Most of the classic end of the world SF novels came from the cold war era.  The Age of Miracles is maybe what J. G. Ballard would have written about the Internet Age facing the apocalypse if he was channeling Harper Lee.

End of the world novels usually draw the reader in by getting them to imagine what they would do in the same situation.  The Age of Miracles is different.  I’m 60, and I’m being asked to imagine how an 11 year-old would see things.  It’s a powerful motif.  I can’t help but wonder how young people feel today growing up and imagining what global warming will bring.

In the past decade there have been a number of literary novels that used science fictional plots and they have been very successful.  In fact, they have generally kicked genre butt.  Stories like The Road, The Time Traveler’s Wife, Cloud Atlas, Never Let Me Go, The Sparrow brought deep characterization and a sense of realism to very far out ideas.  I can’t help but wonder if would-be literary writers haven’t noticed that pairing literary style with the fantastic sells, especially if it also appeals to both the YA and adult readers.

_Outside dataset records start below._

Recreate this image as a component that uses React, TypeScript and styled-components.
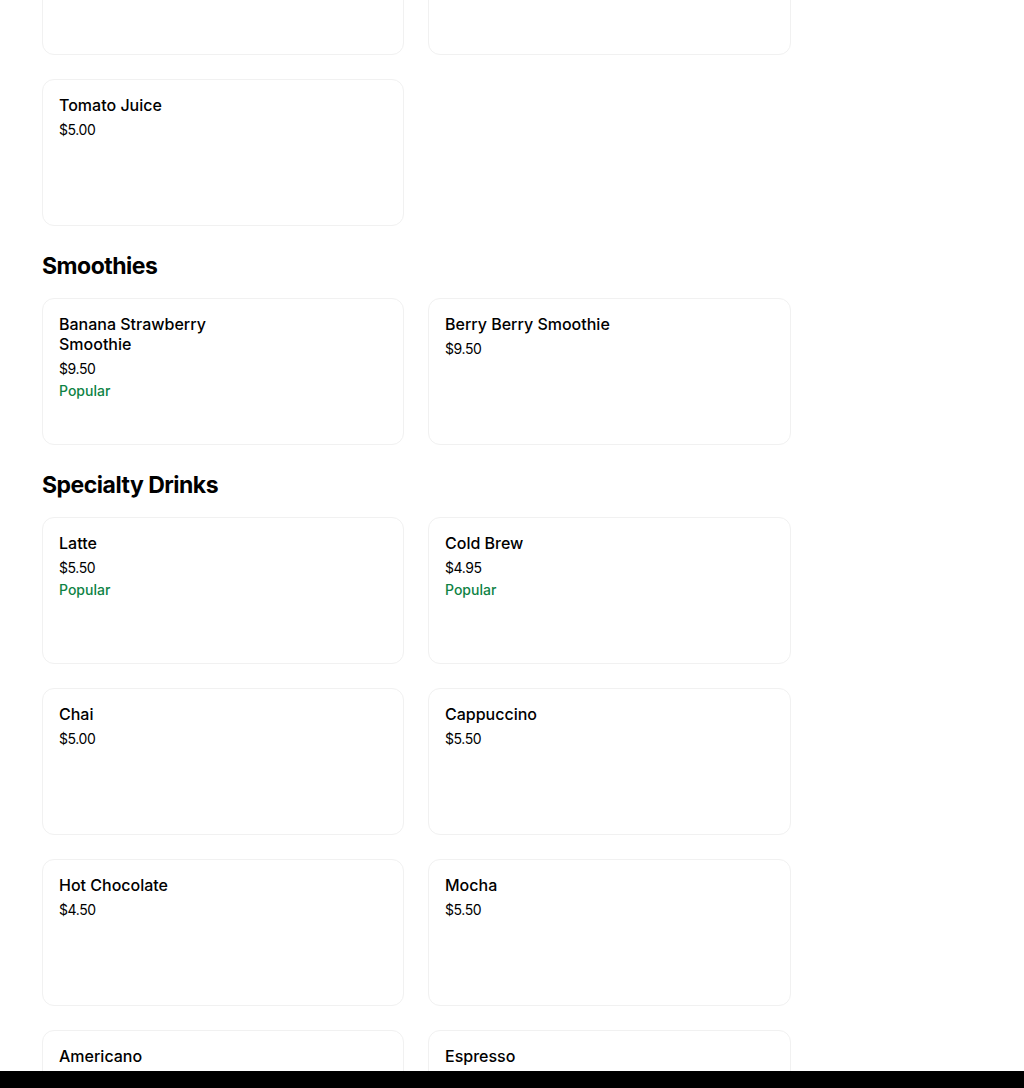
import styled, { createGlobalStyle } from 'styled-components';

const GlobalStyle = createGlobalStyle`
  html, body {
    margin: 0;
    padding: 0;
    background: #ffffff;
    font-family: Inter, 'Noto Sans', 'Liberation Sans', sans-serif;
    color: #000000;
    overflow: hidden;
  }
  * {
    box-sizing: border-box;
  }
`;

const Page = styled.main`
  width: 1024px;
  height: 1088px;
  overflow: hidden;
  padding-left: 42px;
`;

// the page is scrolled: the row above Tomato Juice is only partly visible
const Content = styled.div`
  width: 749px;
  margin-top: -92px;
`;

const Section = styled.section`
  & + & {
    margin-top: 24px;
  }
`;

const SectionTitle = styled.h2`
  margin: 0 0 16px;
  font-size: 23px;
  line-height: 32px;
  font-weight: 700;
  letter-spacing: -0.5px;
`;

const Grid = styled.div`
  display: grid;
  grid-template-columns: 362px 363px;
  column-gap: 24px;
  row-gap: 24px;
`;

const Card = styled.div`
  height: 147px;
  border: 1px solid #f1f1f1;
  border-radius: 12px;
  padding: 15px 16px;
  display: flex;
  flex-direction: column;
  align-items: flex-start;
`;

const ItemName = styled.div`
  max-width: 200px;
  font-size: 16px;
  line-height: 20px;
  font-weight: 500;
  letter-spacing: 0;
`;

const Price = styled.div`
  margin-top: 5px;
  font-size: 14px;
  line-height: 20px;
  font-weight: 400;
  letter-spacing: -0.4px;
`;

const Badge = styled.div`
  margin-top: 2px;
  font-size: 14px;
  line-height: 20px;
  font-weight: 500;
  color: #0e8345;
`;

const BottomBar = styled.div`
  position: fixed;
  left: 0;
  right: 0;
  bottom: 0;
  height: 17px;
  background: #000000;
`;

type Item = { name?: string; price?: string; popular?: boolean };

const SECTIONS: { title?: string; items: Item[] }[] = [
  {
    items: [
      {},
      {},
      { name: 'Tomato Juice', price: '$5.00' },
    ],
  },
  {
    title: 'Smoothies',
    items: [
      { name: 'Banana Strawberry Smoothie', price: '$9.50', popular: true },
      { name: 'Berry Berry Smoothie', price: '$9.50' },
    ],
  },
  {
    title: 'Specialty Drinks',
    items: [
      { name: 'Latte', price: '$5.50', popular: true },
      { name: 'Cold Brew', price: '$4.95', popular: true },
      { name: 'Chai', price: '$5.00' },
      { name: 'Cappuccino', price: '$5.50' },
      { name: 'Hot Chocolate', price: '$4.50' },
      { name: 'Mocha', price: '$5.50' },
      { name: 'Americano' },
      { name: 'Espresso' },
    ],
  },
];

export default function App() {
  return (
    <>
      <GlobalStyle />
      <Page>
        <Content>
          {SECTIONS.map(({ title, items }, i) => (
            <Section key={title || i}>
              {title && <SectionTitle>{title}</SectionTitle>}
              <Grid>
                {items.map((item, j) => (
                  <Card key={item.name || j}>
                    {item.name && <ItemName>{item.name}</ItemName>}
                    {item.price && <Price>{item.price}</Price>}
                    {item.popular && <Badge>Popular</Badge>}
                  </Card>
                ))}
              </Grid>
            </Section>
          ))}
        </Content>
      </Page>
      <BottomBar />
    </>
  );
}
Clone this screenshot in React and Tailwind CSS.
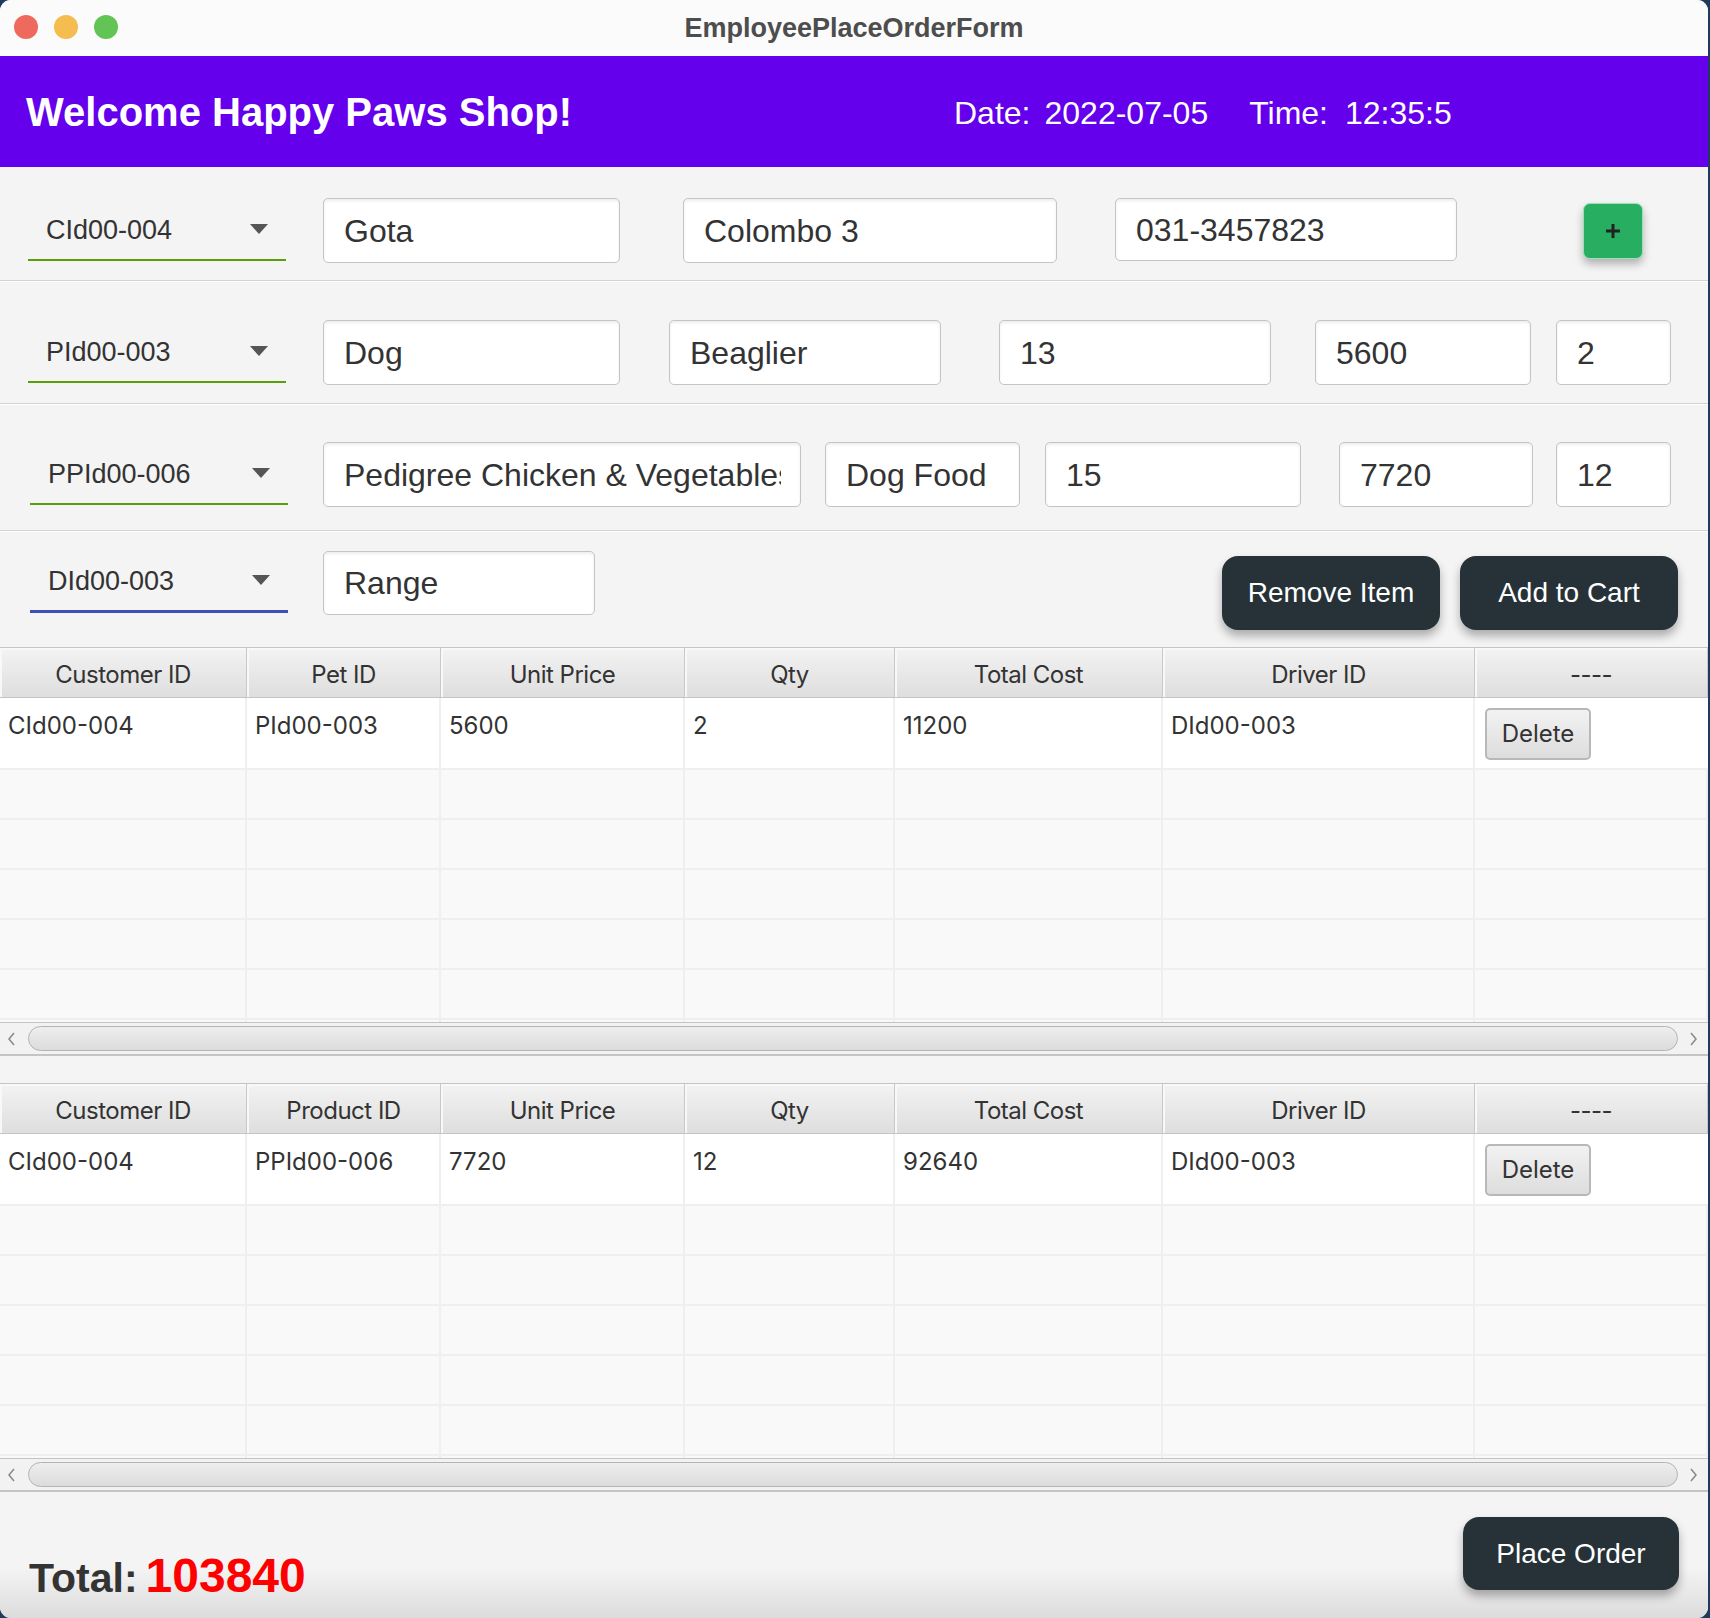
const arial = { fontFamily: '"Liberation Sans", Arial, sans-serif' };
const inter = { fontFamily: 'Inter, "Liberation Sans", sans-serif' };

const colWidths = ['w-[247px]', 'w-[194px]', 'w-[244px]', 'w-[210px]', 'w-[268px]', 'w-[312px]', 'flex-1'];

const ComboBox = ({ value, focused, className }) => (
  <div
    className={`flex items-center justify-between h-[63px] w-[258px] pl-[18px] pr-[18px] ${
      focused ? 'border-b-[3px] border-[#3f51b5]' : 'border-b-2 border-[#5a9e0a]'
    } ${className}`}
  >
    <span className="text-[27px] text-[#333] mt-[3px]" style={arial}>{value}</span>
    <svg width="18" height="10" viewBox="0 0 18 10">
      <polygon points="0,0 18,0 9,10" fill="#555" />
    </svg>
  </div>
);

const Field = ({ value, className }) => (
  <div
    className={`bg-white border border-[#c4c4c4] rounded-[5px] shadow-[inset_0_2px_3px_rgba(0,0,0,0.07)] flex items-center pl-[20px] pr-[19px] ${className}`}
  >
    <div className="overflow-hidden whitespace-nowrap w-full">
      <span className="text-[32px] text-[#333]" style={arial}>{value}</span>
    </div>
  </div>
);

const Separator = () => (
  <div>
    <div className="h-px bg-[#d2d2d2]" />
    <div className="h-px bg-white" />
  </div>
);

const DarkButton = ({ label, className }) => (
  <button
    className={`bg-[#263238] text-white rounded-[16px] text-[28px] shadow-[0_6px_10px_rgba(0,0,0,0.3)] ${className}`}
    style={arial}
  >
    {label}
  </button>
);

const ScrollBar = () => (
  <div className="h-[34px] bg-[#f2f2f2] border-t border-b-2 border-[#c4c4c4] flex items-center">
    <svg width="28" height="20" viewBox="0 0 28 20" className="shrink-0">
      <polyline points="14,4 9,10 14,16" fill="none" stroke="#888" strokeWidth="1.5" />
    </svg>
    <div className="flex-1 h-[25px] rounded-full border border-[#b4b4b4] bg-gradient-to-b from-[#eeeeee] to-[#dcdcdc]" />
    <svg width="30" height="20" viewBox="0 0 30 20" className="shrink-0">
      <polyline points="13,4 18,10 13,16" fill="none" stroke="#888" strokeWidth="1.5" />
    </svg>
  </div>
);

const OrderTable = ({ headers, row }) => (
  <div style={inter}>
    <div className="flex h-[51px] border-t border-b border-[#c4c4c4]">
      {headers.map((h, i) => (
        <div
          key={i}
          className={`${colWidths[i]} shrink-0 flex items-center justify-center pt-[5px] text-[24px] text-[#333] tracking-[-0.5px] bg-gradient-to-b from-[#f3f3f3] to-[#dedede] border-r border-[#c8c8c8] shadow-[inset_2px_2px_0_#f8f8f8]`}
        >
          {h}
        </div>
      ))}
    </div>
    <div className="flex h-[72px] bg-white border-b-2 border-[#efefef]">
      {row.map((c, i) => (
        <div
          key={i}
          className={`${colWidths[i]} shrink-0 border-r-2 border-[#efefef] pl-[8px] pt-[13px] text-[24px] text-[#333] leading-[30px]`}
        >
          {c}
        </div>
      ))}
      <div className="flex-1 pl-[10px] pt-[10px]">
        <button className="w-[106px] h-[52px] rounded-[5px] border-2 border-[#b8b8b8] bg-gradient-to-b from-[#f2f2f2] to-[#dddddd] text-[24px] text-[#333]">
          Delete
        </button>
      </div>
    </div>
    {[0, 1, 2, 3, 4].map((r) => (
      <div key={r} className="flex h-[50px] bg-[#f9f9f9] border-b-2 border-[#efefef]">
        {colWidths.map((w, i) => (
          <div key={i} className={`${w} shrink-0 border-r-2 border-[#efefef]`} />
        ))}
      </div>
    ))}
    <div className="flex h-[2px] bg-[#f9f9f9]">
      {colWidths.map((w, i) => (
        <div key={i} className={`${w} shrink-0 border-r-2 border-[#efefef]`} />
      ))}
    </div>
    <ScrollBar />
  </div>
);

export default function App() {
  return (
    <div className="w-[1710px] h-[1618px] bg-[#1f3b5c] overflow-hidden">
      <div className="w-[1708px] h-[1618px] rounded-[11px] overflow-hidden bg-[#f4f4f4] flex flex-col">
        {/* title bar */}
        <div className="h-[56px] bg-[#fbfbfb] relative flex items-center justify-center shrink-0">
          <div className="absolute left-[14px] top-[15px] flex gap-[16px]">
            <span className="w-[24px] h-[24px] rounded-full bg-[#ee6a5f]" />
            <span className="w-[24px] h-[24px] rounded-full bg-[#f5bd4f]" />
            <span className="w-[24px] h-[24px] rounded-full bg-[#61c454]" />
          </div>
          <span className="text-[27px] font-bold text-[#4d4d4d]" style={arial}>EmployeePlaceOrderForm</span>
        </div>

        {/* header */}
        <div className="h-[111px] bg-[#6400ec] flex items-center pl-[26px] text-white shrink-0" style={arial}>
          <div className="w-[928px] text-[40px] font-bold">Welcome Happy Paws Shop!</div>
          <div className="flex items-center text-[32px] mt-[3px]">
            <span>Date:</span>
            <span className="ml-[14px]">2022-07-05</span>
            <span className="ml-[41px]">Time:</span>
            <span className="ml-[17px]">12:35:5</span>
          </div>
        </div>

        {/* customer row */}
        <div className="h-[113px] flex items-start pt-[31px]">
          <ComboBox value="CId00-004" className="ml-[28px]" />
          <Field value="Gota" className="ml-[37px] w-[297px] h-[65px]" />
          <Field value="Colombo 3" className="ml-[63px] w-[374px] h-[65px]" />
          <Field value="031-3457823" className="ml-[58px] w-[342px] h-[63px]" />
          <button className="ml-[126px] mt-[5px] w-[60px] h-[56px] rounded-[7px] bg-[#27ae60] border border-[#9be0b6] shadow-[0_5px_9px_rgba(0,0,0,0.28)] flex items-center justify-center">
            <svg width="16" height="16" viewBox="0 0 16 16">
              <rect x="6.5" y="1" width="3" height="14" fill="#222" />
              <rect x="1" y="6.5" width="14" height="3" fill="#222" />
            </svg>
          </button>
        </div>
        <Separator />

        {/* pet row */}
        <div className="h-[121px] flex items-start pt-[38px]">
          <ComboBox value="PId00-003" className="ml-[28px]" />
          <Field value="Dog" className="ml-[37px] w-[297px] h-[65px]" />
          <Field value="Beaglier" className="ml-[49px] w-[272px] h-[65px]" />
          <Field value="13" className="ml-[58px] w-[272px] h-[65px]" />
          <Field value="5600" className="ml-[44px] w-[216px] h-[65px]" />
          <Field value="2" className="ml-[25px] w-[115px] h-[65px]" />
        </div>
        <Separator />

        {/* product row */}
        <div className="h-[125px] flex items-start pt-[37px]">
          <ComboBox value="PPId00-006" className="ml-[30px]" />
          <Field value="Pedigree Chicken & Vegetables" className="ml-[35px] w-[478px] h-[65px]" />
          <Field value="Dog Food" className="ml-[24px] w-[195px] h-[65px]" />
          <Field value="15" className="ml-[25px] w-[256px] h-[65px]" />
          <Field value="7720" className="ml-[38px] w-[194px] h-[65px]" />
          <Field value="12" className="ml-[23px] w-[115px] h-[65px]" />
        </div>
        <Separator />

        {/* driver row */}
        <div className="h-[115px] flex items-start">
          <ComboBox value="DId00-003" focused className="ml-[30px] mt-[18px]" />
          <Field value="Range" className="ml-[35px] mt-[19px] w-[272px] h-[64px]" />
          <DarkButton label="Remove Item" className="ml-[627px] mt-[24px] w-[218px] h-[74px]" />
          <DarkButton label="Add to Cart" className="ml-[20px] mt-[24px] w-[218px] h-[74px]" />
        </div>

        <OrderTable
          headers={['Customer ID', 'Pet ID', 'Unit Price', 'Qty', 'Total Cost', 'Driver ID', '----']}
          row={['CId00-004', 'PId00-003', '5600', '2', '11200', 'DId00-003']}
        />

        <div className="h-[27px]" />

        <OrderTable
          headers={['Customer ID', 'Product ID', 'Unit Price', 'Qty', 'Total Cost', 'Driver ID', '----']}
          row={['CId00-004', 'PPId00-006', '7720', '12', '92640', 'DId00-003']}
        />

        {/* footer */}
        <div className="flex-1 bg-gradient-to-b from-[#f4f4f4] from-60% to-[#dcdcdc] flex items-start relative">
          <div className="absolute left-[29px] top-[48px] flex items-baseline font-bold" style={arial}>
            <span className="text-[41px] text-[#333]">Total:</span>
            <span className="ml-[8px] text-[48px] text-[#ff0000]">103840</span>
          </div>
          <DarkButton label="Place Order" className="absolute left-[1463px] top-[25px] w-[216px] h-[73px]" />
        </div>
      </div>
    </div>
  );
}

I can only speculate why Karen Thompson Walker wrote The Age of Miracles, but whether intentionally or by accident, she’s hit on a perfect combination of literary and science fiction styles.  Is Ms. Walker a science fiction reader trained in a MFA program?  Or is she a literary writer influenced by all the science fiction in our society.  There’s a good chance that the science fiction genre played no part in influencing the writing of her story.  Did George Orwell need to read SF before writing Nineteen Eighty-Four?  We could assume Karen Thompson Walker is like Michael Chabon and attempts to live in both the literary and SF genre worlds.

Maybe Ms. Thompson is even more savvy than that.  Maybe she wanted to write about global warming and knew the topic would turn off many readers, so she developed the slowing as a stand-in.  If she did, it will be just as effective for making people think about our future.

I bet there will be a lot of literary and science fiction writers wishing they had written The Age of Miracles.  I’m sure it’s going to spawn a lot of imitators.